Auf der Sicherheitskonferenz in München, auf der auch Nawalnys Frau zu gegen war, löste die Nachricht schockierte Reaktionen aus. Maxim Kireev, Holger Stark und Hauke Friederichs schildern auf Zeit Online das Geschehen: "Spontan trat Julija Nawalnaja am Nachmittag auf die Bühne, als die russische Todesmeldung bereits seit mehreren Stunden publik war. Sie wirkt aufgebracht und nervös. Ob sie den Meldungen glauben soll, wisse sie noch nicht. Ihr erster Gedanke sei natürlich gewesen, direkt zu den Kindern zu fliegen, sagt sie zu Beginn ihrer kurzen Rede. 'Aber dann habe ich mich gefragt, was Alexej Nawalny tun würde. Und er wollte jetzt mit Sicherheit hier sein', fährt sie fort."

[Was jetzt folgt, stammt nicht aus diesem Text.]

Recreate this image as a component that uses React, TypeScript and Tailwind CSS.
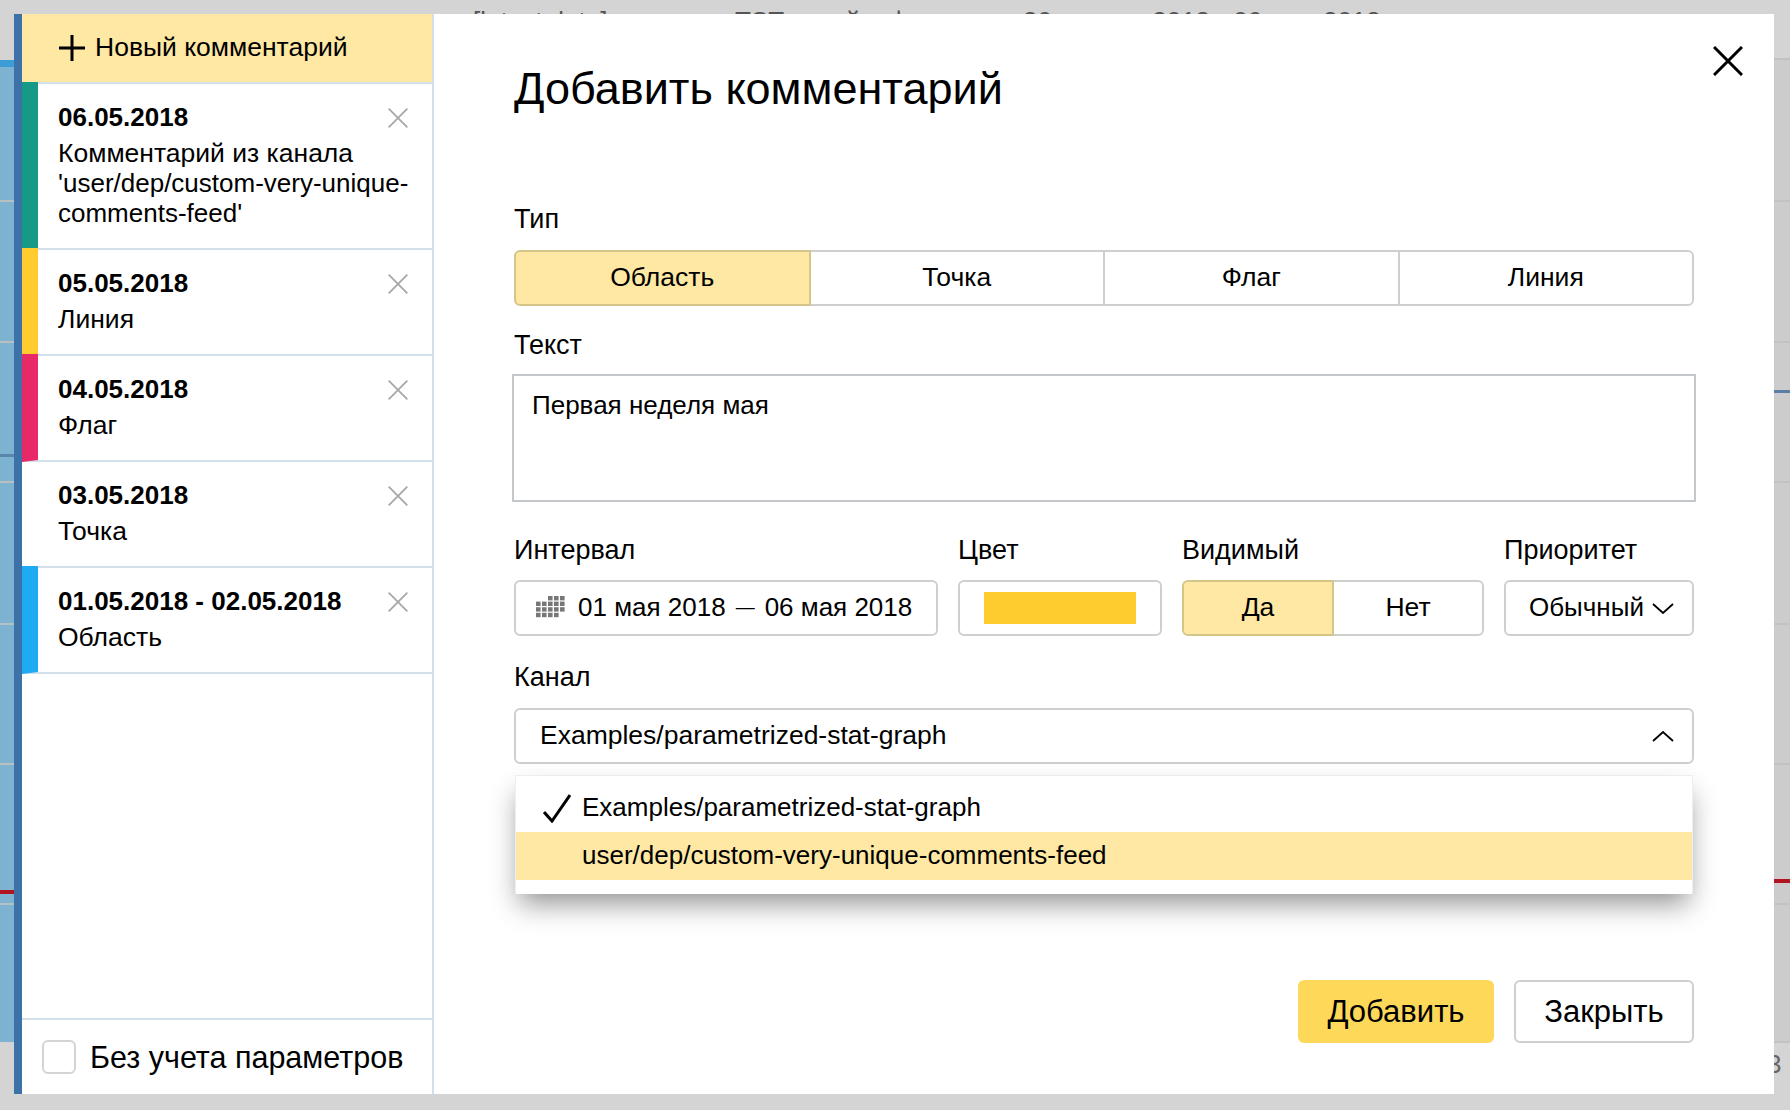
import type { ReactNode } from 'react'

const comments = [
    { date: '06.05.2018', text: 'Комментарий из канала', source: "'user/dep/custom-very-unique-comments-feed'", stripe: 'border-l-[#169a87]' },
    { date: '05.05.2018', text: 'Линия', stripe: 'border-l-[#ffcc2f]' },
    { date: '04.05.2018', text: 'Флаг', stripe: 'border-l-[#e92868]' },
    { date: '03.05.2018', text: 'Точка', stripe: 'border-l-transparent' },
    { date: '01.05.2018 - 02.05.2018', text: 'Область', stripe: 'border-l-[#1eabf2]' },
]

function Cross({ className, width }: { className: string; width: number }) {
    return (
        <svg viewBox="0 0 30 30" className={className} fill="none" stroke="currentColor" strokeWidth={width}>
            <path d="M1 1 L29 29 M29 1 L1 29" />
        </svg>
    )
}

function Label({ children }: { children: ReactNode }) {
    return <div className="text-[27px] leading-[30px] -mt-[1px] mb-[1px]">{children}</div>
}

function Segment({ label, active, first, last }: { label: string; active?: boolean; first?: boolean; last?: boolean }) {
    return (
        <button
            className={`flex-1 h-14 pb-[1px] -ml-[2px] first:ml-0 border-2 text-[26.5px] ${active ? 'relative bg-[#fee8a3] border-[#d6c588]' : 'bg-white border-[#cfcfcf]'} ${first ? 'rounded-l-md' : ''} ${last ? 'rounded-r-md' : ''}`}
        >
            {label}
        </button>
    )
}

function CalendarIcon() {
    const rows = [[2, 3, 4], [0, 1, 2, 3, 4], [0, 1, 2, 3, 4], [0, 1, 2, 3]]
    return (
        <svg viewBox="0 0 30 22" className="w-[30px] h-[22px] shrink-0" fill="#777777">
            {rows.map((cols, y) => cols.map(x => <rect key={`${x}-${y}`} x={x * 6} y={y * 5.6} width={4.6} height={4.4} />))}
        </svg>
    )
}

function Background() {
    const lines = [200, 341, 481, 623, 763, 903]
    return (
        <>
            <svg viewBox="0 0 1790 1110" className="absolute inset-0 w-[1790px] h-[1110px]">
                <rect x="0" y="60" width="14" height="982" fill="#7db2d0" />
                <rect x="0" y="60" width="14" height="7" fill="#3a9ed4" />
                <rect x="0" y="454" width="14" height="3" fill="#5a86ad" />
                <rect x="0" y="890" width="14" height="4" fill="#b1141f" />
                <rect x="1774" y="58" width="16" height="984" fill="#cccccc" />
                <rect x="1774" y="58" width="16" height="2" fill="#c2c2c2" />
                <rect x="1774" y="1041" width="16" height="2" fill="#c2c2c2" />
                {lines.map(y => <rect key={y} x="0" y={y} width="14" height="2" fill="#b9c0c2" />)}
                {lines.map(y => <rect key={y} x="1774" y={y} width="16" height="2" fill="#c2c2c2" />)}
                <rect x="1774" y="390" width="16" height="3" fill="#5a7ea6" />
                <rect x="1774" y="879" width="16" height="4" fill="#b1141f" />
            </svg>
            <div className="absolute left-[473px] top-[6px] text-[26px] leading-[30px] text-[#555555] whitespace-nowrap">[latest data]</div>
            <div className="absolute left-[735px] top-[6px] text-[26px] leading-[30px] text-[#555555] whitespace-nowrap">TST</div>
            <div className="absolute left-[827px] top-[6px] text-[26px] leading-[30px] text-[#555555] whitespace-nowrap">ый</div>
            <div className="absolute left-[888px] top-[6px] text-[26px] leading-[30px] text-[#555555] whitespace-nowrap">фон</div>
            <div className="absolute left-[1023px] top-[6px] text-[26px] leading-[30px] text-[#555555] whitespace-nowrap">30 апреля 2018 - 06 мая 2018</div>
            <div className="absolute left-[1767px] top-[1049px] text-[26px] leading-[30px] text-[#666666]">3</div>
        </>
    )
}

export default function App() {
    return (
        <div className="relative w-[1790px] h-[1110px] overflow-hidden bg-[#d4d4d4] text-black font-['Liberation_Sans',Arial,sans-serif]">
            <Background />

            <div className="absolute left-[14px] top-[14px] w-[1760px] h-[1080px] flex bg-white border-l-8 border-[#3c72a8]">
                <div className="w-[412px] shrink-0 flex flex-col border-r-2 border-[#d3dfeb]">
                    <div className="h-[70px] shrink-0 bg-[#fee8a3] border-b-2 border-[#d3dfeb] flex items-center pl-[37px] gap-[10px] text-[26.5px]">
                        <svg viewBox="0 0 26 26" className="w-[26px] h-[26px] shrink-0" stroke="black" strokeWidth={3}>
                            <path d="M0 13 H26 M13 0 V26" />
                        </svg>
                        <span className="-mt-[1px]">Новый комментарий</span>
                    </div>

                    {comments.map(c => (
                        <div key={c.date} className={`relative -mt-[2px] border-l-[16px] border-b-2 border-b-[#d3dfeb] pl-5 pr-[20px] pt-5 pb-5 text-[26.5px] leading-[30px] ${c.stripe}`}>
                            <div className="font-bold text-[26px] mb-[6px]">{c.date}</div>
                            <div>{c.text}</div>
                            {c.source && <div className="text-[26px]">{c.source}</div>}
                            <Cross className="absolute right-[24px] top-[26px] w-5 h-5 text-[#a6a6a6]" width={2.6} />
                        </div>
                    ))}

                    <div className="mt-auto h-[76px] shrink-0 border-t-2 border-[#d3dfeb] flex items-center pl-5 gap-[14px] text-[30.5px]">
                        <span className="w-[34px] h-[34px] border-2 border-[#d4d4d4] rounded-md" />
                        <span className="mt-[2px]">Без учета параметров</span>
                    </div>
                </div>

                <div className="relative flex-1 flex flex-col pl-20 pr-20 pt-[50px] pb-[51px]">
                    <h1 className="text-[45px] leading-[50px]">Добавить комментарий</h1>
                    <Cross className="absolute right-[31px] top-[32px] w-[30px] h-[30px] text-black" width={3} />

                    <div className="mt-[91px] mb-[15px]"><Label>Тип</Label></div>
                    <div className="flex">
                        <Segment label="Область" active first />
                        <Segment label="Точка" />
                        <Segment label="Флаг" />
                        <Segment label="Линия" last />
                    </div>

                    <div className="mt-[25px] mb-[13px]"><Label>Текст</Label></div>
                    <div className="-mx-[2px] h-[128px] border-2 border-[#c4c8cc] px-[18px] pt-[14px] text-[26px] leading-[30px]">Первая неделя мая</div>

                    <div className="mt-[34px] flex justify-between">
                        <div className="w-[424px]">
                            <div className="mb-[15px]"><Label>Интервал</Label></div>
                            <div className="h-14 pb-[2px] border-2 border-[#cfcfcf] rounded-md flex items-center pl-[20px] text-[26px] whitespace-nowrap">
                                <CalendarIcon />
                                <span className="ml-3">01 мая 2018</span>
                                <span className="mx-[10px] text-[19px]">—</span>
                                <span>06 мая 2018</span>
                            </div>
                        </div>
                        <div className="w-[204px]">
                            <div className="mb-[15px]"><Label>Цвет</Label></div>
                            <div className="h-14 border-2 border-[#cfcfcf] rounded-md flex items-center justify-center">
                                <div className="w-[152px] h-8 bg-[#ffcc2f]" />
                            </div>
                        </div>
                        <div className="w-[302px]">
                            <div className="mb-[15px]"><Label>Видимый</Label></div>
                            <div className="flex">
                                <Segment label="Да" active first />
                                <Segment label="Нет" last />
                            </div>
                        </div>
                        <div className="w-[190px]">
                            <div className="mb-[15px]"><Label>Приоритет</Label></div>
                            <div className="h-14 border-2 border-[#cfcfcf] rounded-md flex items-center pl-[23px] gap-[8px] text-[26px]">
                                <span className="-mt-[2px]">Обычный</span>
                                <svg viewBox="0 0 22 11" className="w-[22px] h-[11px]" fill="none" stroke="black" strokeWidth={1.8}>
                                    <path d="M1 1 L11 10 L21 1" />
                                </svg>
                            </div>
                        </div>
                    </div>

                    <div className="mt-[27px] mb-[15px]"><Label>Канал</Label></div>
                    <div className="relative">
                        <div className="h-14 border-2 border-[#cfcfcf] rounded-md flex items-center justify-between pl-[24px] pr-[18px] text-[26.5px]">
                            <span>Examples/parametrized-stat-graph</span>
                            <svg viewBox="0 0 22 11" className="w-[22px] h-[11px]" fill="none" stroke="black" strokeWidth={1.8}>
                                <path d="M1 10 L11 1 L21 10" />
                            </svg>
                        </div>

                        <div className="absolute left-[1px] right-[1px] top-[67px] z-10 bg-white border-x border-t border-[#eeeeee] pt-[8px] pb-[14px] text-[26px] shadow-[0_14px_26px_-4px_rgba(0,0,0,0.42)]">
                            <div className="relative h-12 pb-[2px] flex items-center pl-[66px]">
                                <svg viewBox="0 0 28 29" className="absolute left-[27px] top-[10px] w-7 h-[29px]" fill="none" stroke="black" strokeWidth={3}>
                                    <path d="M1 18 L9 27 L27 1" />
                                </svg>
                                Examples/parametrized-stat-graph
                            </div>
                            <div className="h-12 pb-[2px] flex items-center pl-[66px] bg-[#fee8a3]">user/dep/custom-very-unique-comments-feed</div>
                        </div>
                    </div>

                    <div className="mt-auto flex justify-end gap-5 text-[31px]">
                        <button className="w-[196px] h-[63px] pt-[2px] bg-[#fed859] rounded-md">Добавить</button>
                        <button className="w-[180px] h-[63px] pt-[2px] border-2 border-[#cfcfcf] rounded-md">Закрыть</button>
                    </div>
                </div>
            </div>
        </div>
    )
}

"Es entbehrt nicht einer gewissen Ironie", so Cathrin Kalweit in der SZ, "dass Alexej Nawalny, der bekannteste Oppositionspolitiker und Regimekritiker Russlands, mutmaßlich an dem Tag gestorben ist, an dem in München auf der Sicherheitskonferenz so besorgt wie nie über die Wehrhaftigkeit des Westens und das Überleben westlicher Demokratien angesichts der russischen Bedrohung beraten wird. Es ist, als wollte Wladimir Putin zeigen: Ich bin allmächtig. Und als wollte Nawalny, noch im Tod, beweisen: Dieser Mann schreckt vor nichts zurück."

Weitere Analysen und Nachrufe unter anderem auf Zeit Online, in FR, Welt, Tagesspiegel und NZZ.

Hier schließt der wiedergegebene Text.